A SEP-IRA is a defined-contribution plan; it shares the same annual ceiling as the 401(k) profit-sharing piece. A cash balance plan is a defined-benefit plan with its own, much larger, age-based ceiling — and you can run a cash balance plan alongside a solo 401(k) but not alongside a SEP-IRA in the typical solo setup, so most physicians switch from SEP to solo 401(k) before adopting cash balance.

Do contributions count against my QBI deduction?

Yes — a cash balance contribution reduces the QBI base for that year because it reduces Schedule C / pass-through net income. For physicians, who are usually in a Specified Service Trade or Business and phased out of QBI at attending income anyway, this is rarely a binding consideration.

What happens when I stop my practice?

You terminate the plan (typically after at least three years of operation), the actuary certifies final benefit accrual, and you roll the lump sum into an IRA. From there it behaves exactly like any traditional pre-tax IRA.

Can my spouse be a participant?

Yes if your spouse is a bona fide employee or co-owner with W-2 wages or self-employment income from the practice. This roughly doubles the available shelter and is one of the highest-leverage moves a two-physician household can make.

What investment return assumption should the plan use?

Most TPAs default to a 4–5% fixed interest credit. Running the plan at the lower end (e.g., 4%) makes it easier to fund (your actual portfolio is more likely to exceed the credit and stay funded) and easier to terminate without underfunding penalties. Running higher front-loads contributions but raises the risk of underfunding in a flat market.

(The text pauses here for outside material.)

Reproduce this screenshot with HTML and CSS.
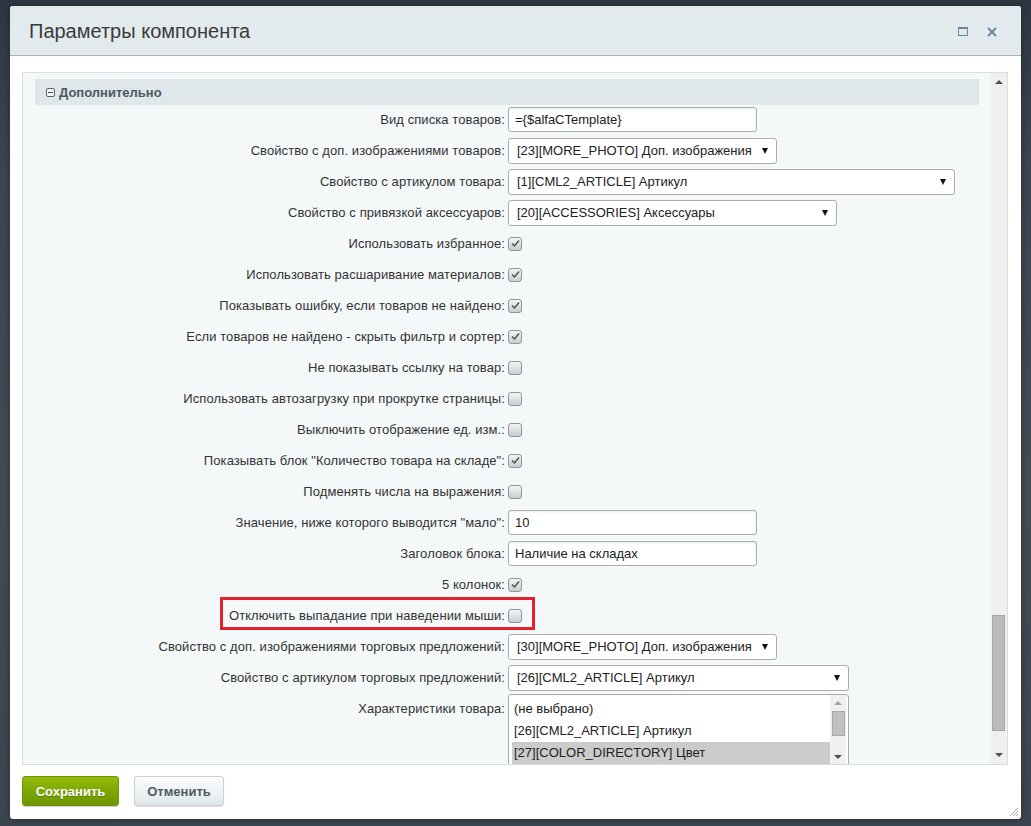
FILE: index.html
```html
<!DOCTYPE html>
<html lang="ru">
<head>
<meta charset="utf-8">
<title>Параметры компонента</title>
<link rel="stylesheet" href="styles.css">
</head>
<body>
<div class="dialog">
  <div class="dlg-head">
    <h1 class="dlg-title">Параметры компонента</h1>
    <div class="dlg-tools">
      <span class="ic-max"></span>
      <svg class="ic-close" width="10" height="10" viewBox="0 0 10 10"><path d="M1 1L9 9M9 1L1 9" stroke="#6d86a0" stroke-width="2" fill="none"/></svg>
    </div>
  </div>
  <div class="dlg-body">
    <div class="panel">
      <div class="panel-scroll">
        <div class="section-bar"><span class="minus"></span>Дополнительно</div>
        <div class="form">
          <div class="row"><span class="lbl">Вид списка товаров:</span><div class="ctl"><span class="inp">={$alfaCTemplate}</span></div></div>
          <div class="row"><span class="lbl">Свойство с доп. изображениями товаров:</span><div class="ctl"><span class="sel w269"><span class="sel-t">[23][MORE_PHOTO] Доп. изображения</span><span class="arr"></span></span></div></div>
          <div class="row"><span class="lbl">Свойство с артикулом товара:</span><div class="ctl"><span class="sel w447"><span class="sel-t">[1][CML2_ARTICLE] Артикул</span><span class="arr"></span></span></div></div>
          <div class="row"><span class="lbl">Свойство с привязкой аксессуаров:</span><div class="ctl"><span class="sel w329"><span class="sel-t">[20][ACCESSORIES] Аксессуары</span><span class="arr"></span></span></div></div>
          <div class="row"><span class="lbl">Использовать избранное:</span><div class="ctl"><span class="cb on"><svg width="11" height="11" viewBox="0 0 11 11"><path d="M2 5.5L4.5 8L9 2.5" stroke="#505050" stroke-width="1.5" fill="none"/></svg></span></div></div>
          <div class="row"><span class="lbl">Использовать расшаривание материалов:</span><div class="ctl"><span class="cb on"><svg width="11" height="11" viewBox="0 0 11 11"><path d="M2 5.5L4.5 8L9 2.5" stroke="#505050" stroke-width="1.5" fill="none"/></svg></span></div></div>
          <div class="row"><span class="lbl">Показывать ошибку, если товаров не найдено:</span><div class="ctl"><span class="cb on"><svg width="11" height="11" viewBox="0 0 11 11"><path d="M2 5.5L4.5 8L9 2.5" stroke="#505050" stroke-width="1.5" fill="none"/></svg></span></div></div>
          <div class="row"><span class="lbl">Если товаров не найдено - скрыть фильтр и сортер:</span><div class="ctl"><span class="cb on"><svg width="11" height="11" viewBox="0 0 11 11"><path d="M2 5.5L4.5 8L9 2.5" stroke="#505050" stroke-width="1.5" fill="none"/></svg></span></div></div>
          <div class="row"><span class="lbl">Не показывать ссылку на товар:</span><div class="ctl"><span class="cb"></span></div></div>
          <div class="row"><span class="lbl">Использовать автозагрузку при прокрутке страницы:</span><div class="ctl"><span class="cb"></span></div></div>
          <div class="row"><span class="lbl">Выключить отображение ед. изм.:</span><div class="ctl"><span class="cb"></span></div></div>
          <div class="row"><span class="lbl">Показывать блок "Количество товара на складе":</span><div class="ctl"><span class="cb on"><svg width="11" height="11" viewBox="0 0 11 11"><path d="M2 5.5L4.5 8L9 2.5" stroke="#505050" stroke-width="1.5" fill="none"/></svg></span></div></div>
          <div class="row"><span class="lbl">Подменять числа на выражения:</span><div class="ctl"><span class="cb"></span></div></div>
          <div class="row"><span class="lbl">Значение, ниже которого выводится "мало":</span><div class="ctl"><span class="inp">10</span></div></div>
          <div class="row"><span class="lbl">Заголовок блока:</span><div class="ctl"><span class="inp">Наличие на складах</span></div></div>
          <div class="row"><span class="lbl">5 колонок:</span><div class="ctl"><span class="cb on"><svg width="11" height="11" viewBox="0 0 11 11"><path d="M2 5.5L4.5 8L9 2.5" stroke="#505050" stroke-width="1.5" fill="none"/></svg></span></div></div>
          <div class="row marked"><span class="lbl">Отключить выпадание при наведении мыши:</span><div class="ctl"><span class="cb"></span></div><span class="mark"></span></div>
          <div class="row"><span class="lbl">Свойство с доп. изображениями торговых предложений:</span><div class="ctl"><span class="sel w269"><span class="sel-t">[30][MORE_PHOTO] Доп. изображения</span><span class="arr"></span></span></div></div>
          <div class="row"><span class="lbl">Свойство с артикулом торговых предложений:</span><div class="ctl"><span class="sel w341"><span class="sel-t">[26][CML2_ARTICLE] Артикул</span><span class="arr"></span></span></div></div>
          <div class="row multi-row"><span class="lbl">Характеристики товара:</span>
            <div class="ctl">
              <div class="multi">
                <div class="opts">
                  <div class="opt">(не выбрано)</div>
                  <div class="opt">[26][CML2_ARTICLE] Артикул</div>
                  <div class="opt selected">[27][COLOR_DIRECTORY] Цвет</div>
                </div>
                <div class="mscroll"><span class="m-up"></span><span class="m-thumb"></span><span class="m-down"></span></div>
              </div>
            </div>
          </div>
        </div>
      </div>
      <div class="vscroll">
        <span class="v-up"></span>
        <div class="v-track"><span class="v-thumb"></span></div>
        <span class="v-down"></span>
      </div>
    </div>
  </div>
  <div class="dlg-foot">
    <button class="btn save">Сохранить</button>
    <button class="btn cancel">Отменить</button>
  </div>
  <svg class="grip" width="12" height="12" viewBox="0 0 12 12"><path d="M11 3L3 11M11 6L6 11M11 9L9 11" stroke="#a8a8a8" stroke-width="1" fill="none"/></svg>
</div>
</body>
</html>
```

FILE: styles.css
```css
* { box-sizing: border-box; }
html, body { margin: 0; padding: 0; }
body {
  width: 1031px;
  height: 826px;
  overflow: hidden;
  background: linear-gradient(180deg, #2c3742 0%, #3a4550 20%, #414c55 60%, #3a454f 100%);
  font-family: "Liberation Sans", Arial, sans-serif;
  font-size: 13px;
  color: #333;
  padding: 6px 0 0 10px;
}
.dialog {
  position: relative;
  width: 1011px;
  height: 813px;
  background: #fff;
  border-radius: 3px;
  box-shadow: 0 0 6px rgba(0,0,0,.35);
  display: flex;
  flex-direction: column;
}
.dlg-head {
  height: 50px;
  flex: none;
  background: #e3eaed;
  border-bottom: 1px solid #aab1b5;
  border-radius: 3px 3px 0 0;
  display: flex;
  align-items: center;
  justify-content: space-between;
  padding: 0 24px 0 19px;
}
.dlg-title {
  margin: 0;
  font-weight: normal;
  font-size: 20px;
  color: #3a3a3a;
  line-height: 24px;
}
.dlg-tools { display: flex; align-items: center; gap: 19px; padding-top: 2px; }
.ic-max {
  width: 10px; height: 9px;
  border: 1px solid #6d86a0;
  border-top-width: 2px;
}
.ic-close { display: block; }
.dlg-body {
  flex: none;
  padding: 16px 13px 0 12px;
}
.panel {
  height: 693px;
  border: 1px solid #d5e0e6;
  background: #f5f8f9;
  display: flex;
}
.panel-scroll {
  flex: 1;
  overflow: hidden;
  padding: 6px 11px 0 12px;
}
.section-bar {
  height: 26px;
  background: #e0e7ea;
  display: flex;
  align-items: center;
  padding-left: 11px;
  font-weight: bold;
  font-size: 13px;
  color: #4a5961;
  margin-bottom: -1px;
}
.minus {
  width: 9px; height: 9px;
  border: 1px solid #55646c;
  border-radius: 2px;
  margin-right: 4px;
  position: relative;
  background: #f4f7f8;
}
.minus::after {
  content: "";
  position: absolute;
  left: 1px; right: 1px; top: 3px;
  height: 1px;
  background: #3e4a50;
}
.row {
  display: grid;
  grid-template-columns: 470px 1fr;
  column-gap: 3px;
  height: 31px;
  align-items: center;
  position: relative;
}
.lbl { text-align: right; white-space: nowrap; color: #333; letter-spacing: 0.08px; }
.ctl { display: flex; align-items: center; }
.inp {
  width: 249px;
  height: 25px;
  border: 1px solid #a9adb0;
  border-radius: 3px;
  background: #fff;
  box-shadow: inset 0 1px 2px rgba(0,0,0,.08);
  padding: 0 6px;
  line-height: 23px;
  color: #222;
}
.sel {
  height: 26px;
  border: 1px solid #a9adb0;
  border-radius: 3px;
  background: #fff;
  display: flex;
  align-items: center;
  justify-content: space-between;
  padding: 0 8px 0 8px;
  color: #222;
}
.w269 { width: 269px; }
.w447 { width: 447px; }
.w329 { width: 329px; }
.w341 { width: 341px; }
.sel-t { white-space: nowrap; }
.arr {
  width: 0; height: 0;
  border-left: 3px solid transparent;
  border-right: 3px solid transparent;
  border-top: 6px solid #111;
}
.cb {
  width: 14px; height: 14px;
  border: 1px solid #8d969c;
  border-radius: 3px;
  background: linear-gradient(180deg, #f3f4f5 0%, #c9cdd0 100%);
  display: flex;
  align-items: center;
  justify-content: center;
}
.cb svg { display: block; }
.mark {
  position: absolute;
  left: 185px;
  top: -3px;
  width: 315px;
  height: 33px;
  border: 3px solid #e5222b;
  pointer-events: none;
}
.multi-row {
  height: auto;
  align-items: start;
  padding-top: 1px;
}
.multi-row .lbl { padding-top: 7px; }
.multi {
  width: 341px;
  height: 100px;
  border: 1px solid #a9adb0;
  border-radius: 3px;
  background: #fff;
  display: flex;
  padding: 3px 2px 0 3px;
}
.opts { flex: 1; }
.opt {
  height: 22px;
  line-height: 22px;
  padding-left: 2px;
  white-space: nowrap;
  color: #222;
}
.opt.selected { background: #cbcbcb; }
.mscroll {
  width: 16px;
  margin-top: -3px;
  position: relative;
  background: #f0f0f0;
}
.m-up {
  position: absolute; left: 4px; top: 6px;
  border-left: 4px solid transparent;
  border-right: 4px solid transparent;
  border-bottom: 4px solid #a3a3a3;
}
.m-thumb {
  position: absolute; left: 2px; top: 16px;
  width: 13px; height: 25px;
  background: #c1c1c1;
  border: 1px solid #a9a9a9;
}
.m-down {
  position: absolute; left: 4px; top: 60px;
  border-left: 4px solid transparent;
  border-right: 4px solid transparent;
  border-top: 4px solid #505050;
}
.vscroll {
  width: 17px;
  flex: none;
  background: #f0f0f0;
  display: flex;
  flex-direction: column;
  align-items: center;
}
.v-up {
  margin-top: 7px;
  border-left: 4px solid transparent;
  border-right: 4px solid transparent;
  border-bottom: 4px solid #505050;
}
.v-track { flex: 1; width: 100%; position: relative; }
.v-thumb {
  position: absolute;
  left: 2px; top: 531px;
  width: 13px; height: 116px;
  background: #bcbcbc;
  border: 1px solid #a6a6a6;
}
.v-down {
  margin-bottom: 7px;
  border-left: 4px solid transparent;
  border-right: 4px solid transparent;
  border-top: 4px solid #505050;
}
.dlg-foot {
  flex: none;
  display: flex;
  gap: 15px;
  padding: 11px 12px 0 12px;
}
.btn {
  height: 30px;
  border-radius: 3px;
  font-family: "Liberation Sans", Arial, sans-serif;
  font-weight: bold;
  font-size: 13px;
  padding: 0;
  cursor: pointer;
}
.save {
  width: 97px;
  color: #fff;
  background: linear-gradient(180deg, #93bb0d 0%, #7ea705 50%, #6d9600 100%);
  border: 1px solid #6f9407;
  text-shadow: 0 1px 0 rgba(60,80,0,.5);
  box-shadow: 0 1px 1px rgba(0,0,0,.2);
}
.cancel {
  width: 90px;
  color: #4e5b62;
  background: linear-gradient(180deg, #fafbfc 0%, #eef2f4 55%, #dfe5e8 100%);
  border: 1px solid #c9d1d5;
  box-shadow: 0 1px 1px rgba(0,0,0,.12);
}
.grip {
  position: absolute;
  right: 2px;
  bottom: 2px;
}
```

Important Disclaimer: This article is for general education only. It is not insurance, tax, legal, or financial advice. Retirement-plan rules vary by year and by individual circumstance. Cash balance plans are sponsored by your business and carry sponsor responsibilities, including IRS filing and fiduciary duties. Always work with a credentialed actuary, third-party administrator (TPA), CPA, and fee-only fiduciary advisor before adopting a plan. Note: This site (mdpassiveincome.com) is independent and not affiliated with PassiveIncomeMD or any other physician-finance brand.